6. Caching and TTL: why the second lookup is free
The cold walk in section 4, root to TLD to authoritative, is the worst case, and almost no real lookup pays it. Caching is the reason, and the dial that controls caching is the TTL.
Every record carries a TTL, a time-to-live measured in seconds. It is a cache lifetime: when a recursive resolver learns that www.example.com has an A record with a TTL of 300, it may answer that question from memory for the next five minutes without contacting any authoritative server. The first lookup of a name pays the full walk; every lookup within the TTL window is a memory read.
Caching happens at every layer of the chain. Your browser keeps a small in-process cache. The OS stub resolver keeps one. The recursive resolver keeps the largest and most valuable cache, because it is shared across every user pointed at it. A popular domain’s records sit warm in a resolver like 8.8.8.8 essentially all the time, refreshed by someone’s lookup just before the TTL expires. Resolvers also do negative caching: an NXDOMAIN response, the answer for a name that does not exist, is cached too, with its lifetime governed by the zone’s SOA record. A mistyped hostname does not trigger a fresh tree walk on every retry.

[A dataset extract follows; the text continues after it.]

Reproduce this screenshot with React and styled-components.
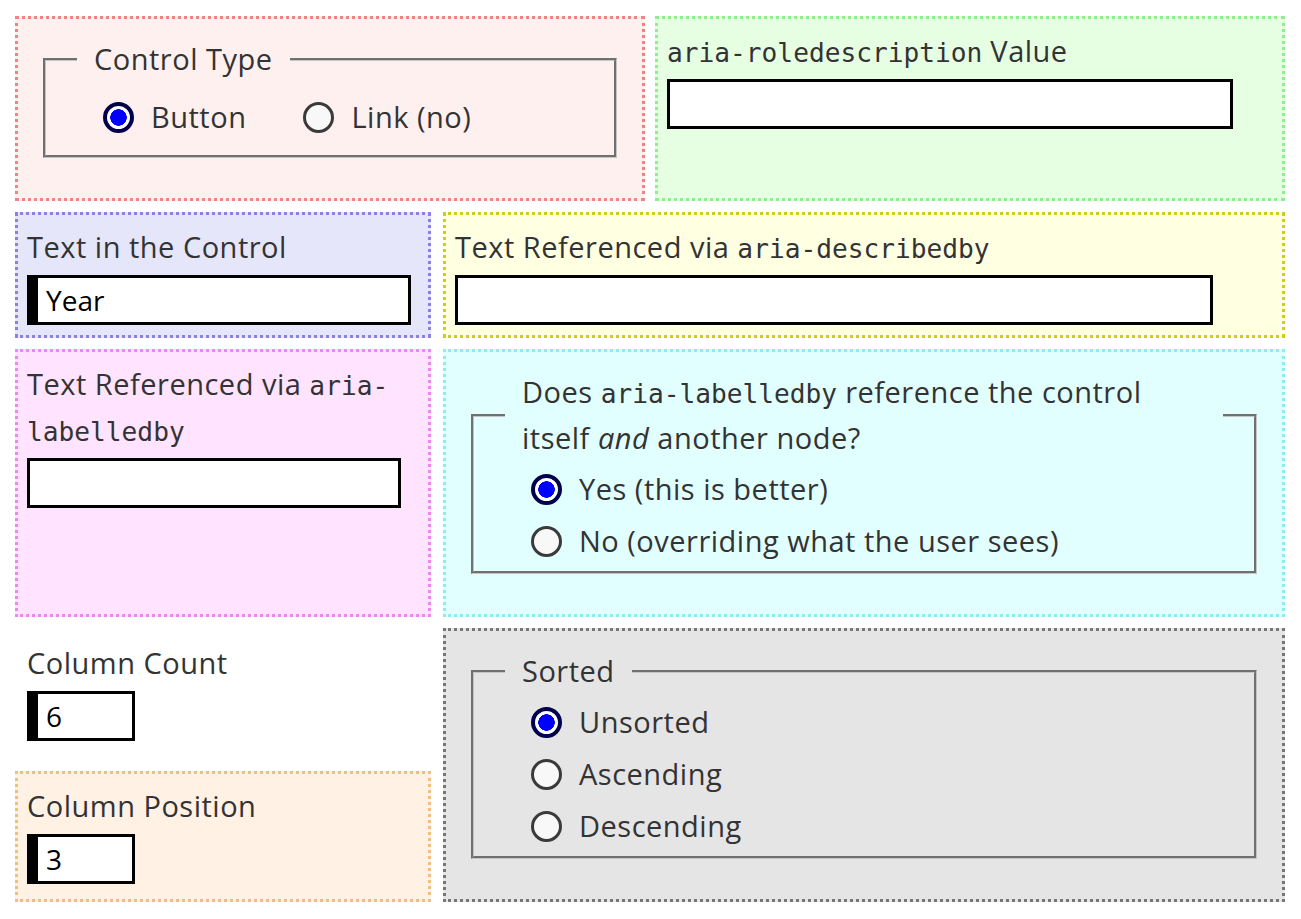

The cost of all this caching is propagation delay. Change an A record while its TTL is 3600, and resolvers around the world may keep handing out the old address for up to an hour after the change. The familiar phrase “waiting for DNS to propagate” is a misnomer: nothing propagates anywhere. The new value is live the instant you save it. What you are actually waiting for is the old value to expire out of caches that already grabbed it. The practical move when planning a change is to lower the record’s TTL well in advance, to something like 60 seconds, wait for the old TTL to drain, make the change once caches are turning over quickly, confirm it, then raise the TTL back up. The same caching that makes DNS fast is what you have to plan around when DNS data changes.